More impressive than the driving experience is the simplistic, yet futuristic interior. The flat floor and expansive glass roof create a spacious, airy-feeling cabin fine for four adults to sit in reasonable comfort. The materials are suitably high quality with good overall fit and finish. The dashboard uses an ultra-minimalist design completely free of any buttons, knobs, or even traditional air vents and instrument gauges. Just about everything is controlled and displayed through a 15 inch centre touchscreen. It’s a clean-sheet approach to interior design that makes the Model 3 look like a tablet on wheels, but it works brilliantly once figured out.

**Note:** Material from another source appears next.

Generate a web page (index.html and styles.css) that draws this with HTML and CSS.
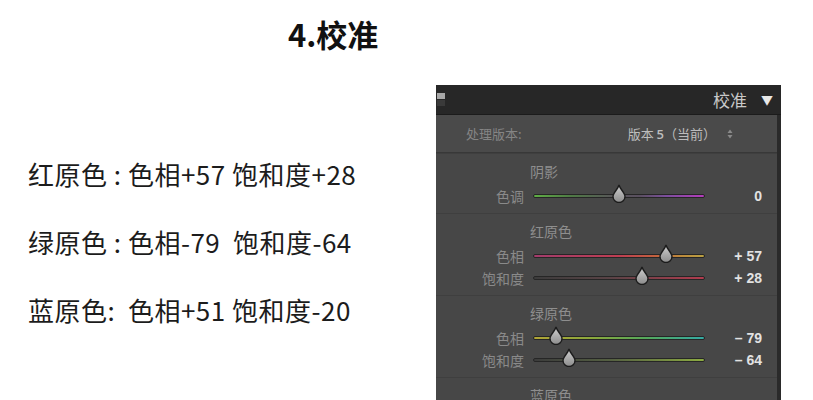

With such a heavy reliance on one system to do just about everything, it’s a good thing that the screen is extremely responsive, well organized, and sharp in appearance. Essential driving information such as speed and range are located in the top left corner of the screen well within peripheral vision. Icons along the bottom of the screen quickly pull up controls for the climate, audio, and navigation system, along with driving, phone, and other settings. Moving an icon with your finger controls the direction of airflow through the long thin vent that sweeps across the dashboard. Even basic functions such as opening the glovebox or adjusting the windshield wipers are performed through the screen.

2018 Tesla Model 3

Pricing for the rear-wheel drive Model 3 equipped with the large battery pack and premium interior starts at $64,100. A dual-motor all-wheel drive model is available in standard and performance variants priced at $69,400 and $84,800 respectively. The much-hyped “affordable” model with the shorter-range standard battery and a base price around $45,000 apparently won’t arrive until 2019, if at all.

As appealing as the Model 3 is, it’s far from what most would consider to be an accessible, affordable car for the masses. And though my test car was largely free from visible build quality issues, I did manage to catch a few mismatched exterior panels that wouldn’t cut it on a low-priced Toyota, let alone a luxury brand. The Model 3 is indeed a revolutionary vehicle that comes as close as ever to fulfilling Tesla’s promise of delivering the future of personal transportation. If the company can just sort out its production issues and start delivering lower-priced models with the quality that customers expect, then the hype would truly be realized.